Moa Cortobius, Save the Children’s Regional Climate Change Advisor for Latin America and the Caribbean said:  

“The climate crisis is making extreme weather events such as hurricanes and tropical storms more frequent and severe, affecting millions of children around the world – with those already disadvantaged by poverty and inequality, like in Haiti, at the sharp end. 

“If a major hurricane makes landfall in Haiti this season, the destruction and loss of life could be catastrophic due to the current instability in the country.  It is essential that humanitarian organisations can provide support to protect vulnerable communities before and after a major hurricane makes landfall.  

“Ultimately, it is human-induced climate change and a failure to limit warming temperatures that is driving these events and putting children’s rights and lives on the line. We need to see ambitious and urgent action to limit warming temperatures to 1.5°C above pre-industrial levels, or the already dramatic consequences for children’s health, safety, and wellbeing will intensify even further.

“We also need to ensure children’s rights, needs, and voices are placed at the heart of the response to climate change." 

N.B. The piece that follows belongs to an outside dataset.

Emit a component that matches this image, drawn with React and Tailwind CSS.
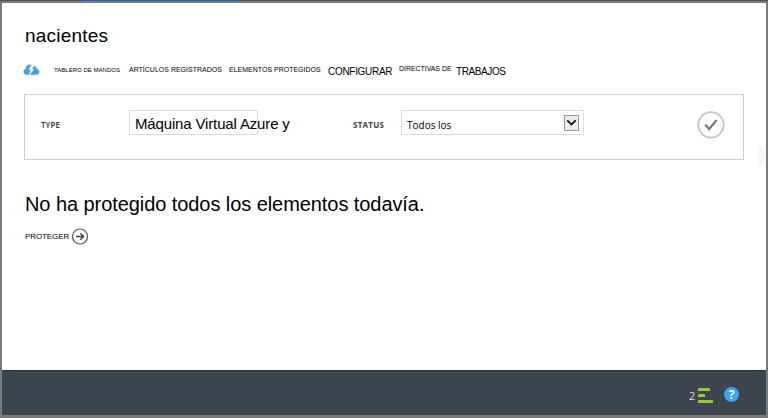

In Haiti, Save the Children is helping children and their families become better prepared for disasters and climate changes through its Allo Lekòl project in two regions of the country, South and Grand-Anse. The project is helping local authorities and community groups become better at handling disasters and climate changes, and supporting families, especially the most vulnerable, to learn new ways to earn money and become more resilient if a disaster strikes. Children are also learning to become leaders and advocates for environmental and climate issues. 

Save the Children’s emergency response experts have compiled ways to stay safe during the 2024 hurricane season. Learn how to help protect your children during and after disasters.   


Notes to Editor: 

[1] To calculate children at risk Save the Children looked at how many children live in areas in Latin America and the Caribean (LAC) and Canada that are at risk of hurricanes based on the history of hurricane trajectories data from the National Oceanic and Atmospheric Administration (Category 1 +). For the USA, we used the Federal Emergency Management Agency (FEMA) list of areas that are at moderate to high risk of hurricanes. Child populations for all countries were based on NASA’s Socioeconomic Data and Applications Center (SEDAC). 

[2] The National Oceanic and Atmospheric Administration (NOAA), the main governing body to issue watches and warnings for much of the Atlantic Basin, predicted for 17-25 total named storms, eight to 13 hurricanes, and four to seven major hurricanes.